Written request
Locate each line of the material that contains "React", then return it.
++++ Dataset extract
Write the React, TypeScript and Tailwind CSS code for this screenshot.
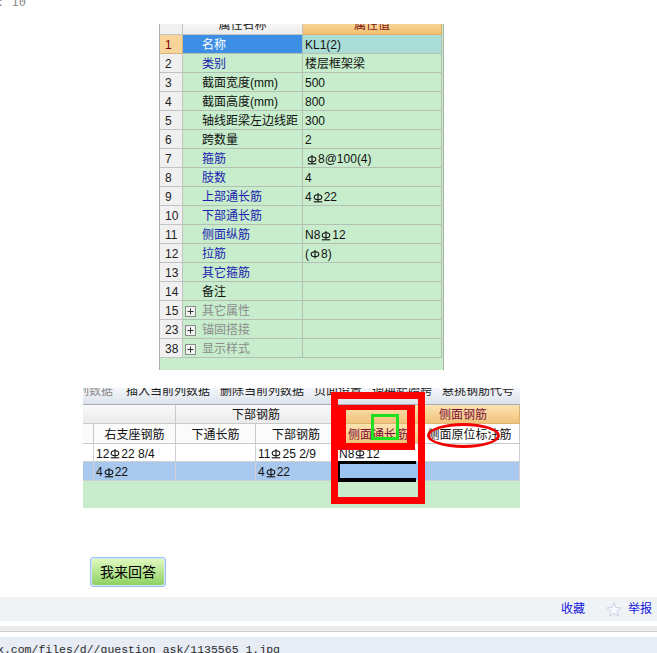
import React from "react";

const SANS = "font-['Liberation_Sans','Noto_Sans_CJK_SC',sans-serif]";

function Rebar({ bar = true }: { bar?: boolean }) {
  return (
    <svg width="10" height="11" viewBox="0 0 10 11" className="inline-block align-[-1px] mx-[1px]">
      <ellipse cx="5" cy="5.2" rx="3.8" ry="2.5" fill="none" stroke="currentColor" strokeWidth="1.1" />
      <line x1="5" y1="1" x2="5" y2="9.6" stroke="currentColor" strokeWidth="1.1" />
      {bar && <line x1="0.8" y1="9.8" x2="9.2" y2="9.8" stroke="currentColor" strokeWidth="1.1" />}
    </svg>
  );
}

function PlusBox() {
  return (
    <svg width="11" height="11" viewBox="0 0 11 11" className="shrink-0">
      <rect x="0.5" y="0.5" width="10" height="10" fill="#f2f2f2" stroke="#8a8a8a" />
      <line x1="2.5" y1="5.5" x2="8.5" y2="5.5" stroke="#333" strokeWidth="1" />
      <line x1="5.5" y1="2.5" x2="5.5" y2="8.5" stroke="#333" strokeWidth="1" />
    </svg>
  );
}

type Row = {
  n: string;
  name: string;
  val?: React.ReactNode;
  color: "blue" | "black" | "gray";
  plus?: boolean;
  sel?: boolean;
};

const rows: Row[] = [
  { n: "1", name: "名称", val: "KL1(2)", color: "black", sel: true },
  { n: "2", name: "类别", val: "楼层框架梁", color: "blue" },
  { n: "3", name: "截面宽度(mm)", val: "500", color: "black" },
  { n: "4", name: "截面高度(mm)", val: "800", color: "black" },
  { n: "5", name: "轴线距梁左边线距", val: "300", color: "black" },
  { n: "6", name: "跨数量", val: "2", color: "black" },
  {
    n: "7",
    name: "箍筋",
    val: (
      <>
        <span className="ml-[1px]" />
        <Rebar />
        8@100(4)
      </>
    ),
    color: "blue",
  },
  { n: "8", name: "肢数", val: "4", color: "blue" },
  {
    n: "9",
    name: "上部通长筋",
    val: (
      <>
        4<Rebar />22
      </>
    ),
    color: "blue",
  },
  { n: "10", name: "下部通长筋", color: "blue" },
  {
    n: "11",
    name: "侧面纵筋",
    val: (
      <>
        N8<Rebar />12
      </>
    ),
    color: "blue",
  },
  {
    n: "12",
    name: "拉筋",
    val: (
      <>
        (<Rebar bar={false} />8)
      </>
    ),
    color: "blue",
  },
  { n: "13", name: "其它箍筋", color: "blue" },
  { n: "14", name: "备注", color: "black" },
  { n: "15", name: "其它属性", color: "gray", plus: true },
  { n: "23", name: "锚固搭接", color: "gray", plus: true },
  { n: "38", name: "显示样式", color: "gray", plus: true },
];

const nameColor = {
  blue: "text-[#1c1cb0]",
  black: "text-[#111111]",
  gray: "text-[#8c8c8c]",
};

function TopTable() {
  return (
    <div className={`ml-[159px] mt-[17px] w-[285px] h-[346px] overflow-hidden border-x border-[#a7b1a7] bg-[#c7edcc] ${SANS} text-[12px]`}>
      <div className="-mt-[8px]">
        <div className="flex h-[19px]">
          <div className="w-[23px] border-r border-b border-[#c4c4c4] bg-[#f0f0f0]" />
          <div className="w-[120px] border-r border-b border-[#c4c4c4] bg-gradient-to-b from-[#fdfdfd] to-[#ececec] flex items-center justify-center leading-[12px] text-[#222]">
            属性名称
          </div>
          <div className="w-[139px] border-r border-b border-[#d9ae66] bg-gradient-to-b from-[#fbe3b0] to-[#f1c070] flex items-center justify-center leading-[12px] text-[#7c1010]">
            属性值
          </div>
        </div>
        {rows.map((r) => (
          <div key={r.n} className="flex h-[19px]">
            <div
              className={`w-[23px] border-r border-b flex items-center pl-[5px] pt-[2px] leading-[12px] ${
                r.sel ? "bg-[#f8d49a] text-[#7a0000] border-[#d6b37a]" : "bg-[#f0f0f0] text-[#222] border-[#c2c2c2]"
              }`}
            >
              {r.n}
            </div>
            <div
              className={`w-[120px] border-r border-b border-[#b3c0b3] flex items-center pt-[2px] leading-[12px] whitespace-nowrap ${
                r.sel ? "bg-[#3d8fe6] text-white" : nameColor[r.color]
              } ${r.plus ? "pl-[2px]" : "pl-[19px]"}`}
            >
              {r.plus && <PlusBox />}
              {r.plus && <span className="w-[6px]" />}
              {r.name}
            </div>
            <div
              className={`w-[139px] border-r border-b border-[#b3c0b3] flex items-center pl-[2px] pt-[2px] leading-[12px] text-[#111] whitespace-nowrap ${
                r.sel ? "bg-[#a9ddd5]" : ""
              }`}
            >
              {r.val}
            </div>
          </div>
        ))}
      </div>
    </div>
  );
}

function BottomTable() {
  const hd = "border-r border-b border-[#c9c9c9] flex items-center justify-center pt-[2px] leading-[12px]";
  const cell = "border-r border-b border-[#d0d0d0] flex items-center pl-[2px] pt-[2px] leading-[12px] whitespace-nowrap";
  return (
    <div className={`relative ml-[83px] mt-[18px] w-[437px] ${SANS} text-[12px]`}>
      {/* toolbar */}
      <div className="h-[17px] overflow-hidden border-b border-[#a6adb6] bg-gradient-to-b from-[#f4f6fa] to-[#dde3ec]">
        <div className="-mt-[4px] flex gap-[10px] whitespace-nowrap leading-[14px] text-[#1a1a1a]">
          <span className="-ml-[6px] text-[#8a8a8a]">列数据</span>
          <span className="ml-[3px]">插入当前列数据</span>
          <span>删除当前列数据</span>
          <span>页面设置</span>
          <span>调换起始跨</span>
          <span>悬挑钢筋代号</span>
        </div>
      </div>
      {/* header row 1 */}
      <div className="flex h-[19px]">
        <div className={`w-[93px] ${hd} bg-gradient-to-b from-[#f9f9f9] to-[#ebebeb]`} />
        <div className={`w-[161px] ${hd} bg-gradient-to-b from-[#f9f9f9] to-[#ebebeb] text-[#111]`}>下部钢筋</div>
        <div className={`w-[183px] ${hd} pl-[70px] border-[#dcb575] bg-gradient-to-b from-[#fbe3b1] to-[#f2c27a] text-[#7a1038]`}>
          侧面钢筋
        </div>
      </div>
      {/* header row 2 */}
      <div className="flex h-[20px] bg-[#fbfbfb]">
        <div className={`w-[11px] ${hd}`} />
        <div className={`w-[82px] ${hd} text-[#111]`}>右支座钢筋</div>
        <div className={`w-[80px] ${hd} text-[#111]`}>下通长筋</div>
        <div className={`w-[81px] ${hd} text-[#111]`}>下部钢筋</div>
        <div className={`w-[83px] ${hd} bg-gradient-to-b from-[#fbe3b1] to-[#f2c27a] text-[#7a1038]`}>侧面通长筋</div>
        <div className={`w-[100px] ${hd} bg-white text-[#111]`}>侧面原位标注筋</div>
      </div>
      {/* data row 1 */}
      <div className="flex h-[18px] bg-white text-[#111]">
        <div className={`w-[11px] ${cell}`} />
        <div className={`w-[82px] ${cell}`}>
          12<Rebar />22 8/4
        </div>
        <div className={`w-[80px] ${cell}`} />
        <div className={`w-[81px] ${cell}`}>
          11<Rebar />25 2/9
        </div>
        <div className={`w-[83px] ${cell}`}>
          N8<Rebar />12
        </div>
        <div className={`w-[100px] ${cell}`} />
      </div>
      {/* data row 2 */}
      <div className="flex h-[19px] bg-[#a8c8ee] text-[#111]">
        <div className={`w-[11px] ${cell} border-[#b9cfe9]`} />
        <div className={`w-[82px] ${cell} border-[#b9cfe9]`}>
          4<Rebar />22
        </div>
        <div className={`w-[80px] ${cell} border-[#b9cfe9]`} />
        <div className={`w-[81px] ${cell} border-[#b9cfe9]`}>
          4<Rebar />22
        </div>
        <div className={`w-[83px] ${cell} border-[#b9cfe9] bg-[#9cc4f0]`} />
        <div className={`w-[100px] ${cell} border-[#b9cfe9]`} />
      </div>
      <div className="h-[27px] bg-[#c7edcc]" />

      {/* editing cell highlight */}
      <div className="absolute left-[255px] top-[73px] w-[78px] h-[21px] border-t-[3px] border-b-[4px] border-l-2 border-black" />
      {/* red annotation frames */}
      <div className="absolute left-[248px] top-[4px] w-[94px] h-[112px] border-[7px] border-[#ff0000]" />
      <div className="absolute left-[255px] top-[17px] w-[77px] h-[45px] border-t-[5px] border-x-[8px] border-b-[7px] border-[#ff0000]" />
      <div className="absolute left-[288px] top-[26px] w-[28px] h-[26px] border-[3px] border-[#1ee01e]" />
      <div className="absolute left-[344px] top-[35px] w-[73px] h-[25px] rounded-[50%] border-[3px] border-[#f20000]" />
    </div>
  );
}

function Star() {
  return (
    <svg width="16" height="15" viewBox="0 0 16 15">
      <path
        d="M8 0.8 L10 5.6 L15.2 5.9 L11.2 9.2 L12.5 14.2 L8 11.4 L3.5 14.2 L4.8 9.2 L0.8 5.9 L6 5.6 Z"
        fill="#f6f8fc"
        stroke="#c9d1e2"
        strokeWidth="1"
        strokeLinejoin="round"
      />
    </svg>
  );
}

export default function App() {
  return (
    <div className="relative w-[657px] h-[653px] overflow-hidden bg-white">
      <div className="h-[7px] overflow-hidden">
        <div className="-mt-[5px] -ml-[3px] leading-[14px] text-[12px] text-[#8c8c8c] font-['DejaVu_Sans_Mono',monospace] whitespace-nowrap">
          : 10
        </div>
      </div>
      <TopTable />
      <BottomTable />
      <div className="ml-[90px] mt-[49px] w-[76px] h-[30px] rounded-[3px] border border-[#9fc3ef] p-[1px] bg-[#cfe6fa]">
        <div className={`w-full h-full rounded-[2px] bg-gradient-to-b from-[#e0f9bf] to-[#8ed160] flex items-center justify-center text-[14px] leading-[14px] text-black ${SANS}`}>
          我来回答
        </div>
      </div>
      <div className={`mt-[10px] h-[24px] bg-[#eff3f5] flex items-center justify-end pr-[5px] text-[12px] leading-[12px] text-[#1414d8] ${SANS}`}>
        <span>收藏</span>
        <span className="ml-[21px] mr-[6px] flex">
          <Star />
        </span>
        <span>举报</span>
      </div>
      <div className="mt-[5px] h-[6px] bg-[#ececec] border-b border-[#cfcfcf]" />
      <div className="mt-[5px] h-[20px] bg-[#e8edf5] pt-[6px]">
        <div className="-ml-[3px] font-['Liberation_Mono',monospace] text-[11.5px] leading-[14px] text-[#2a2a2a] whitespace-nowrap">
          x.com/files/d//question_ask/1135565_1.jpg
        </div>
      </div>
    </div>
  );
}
++++++++
Complete answer
Write the React, TypeScript and Tailwind CSS code for this screenshot.
import React from "react";
  val?: React.ReactNode;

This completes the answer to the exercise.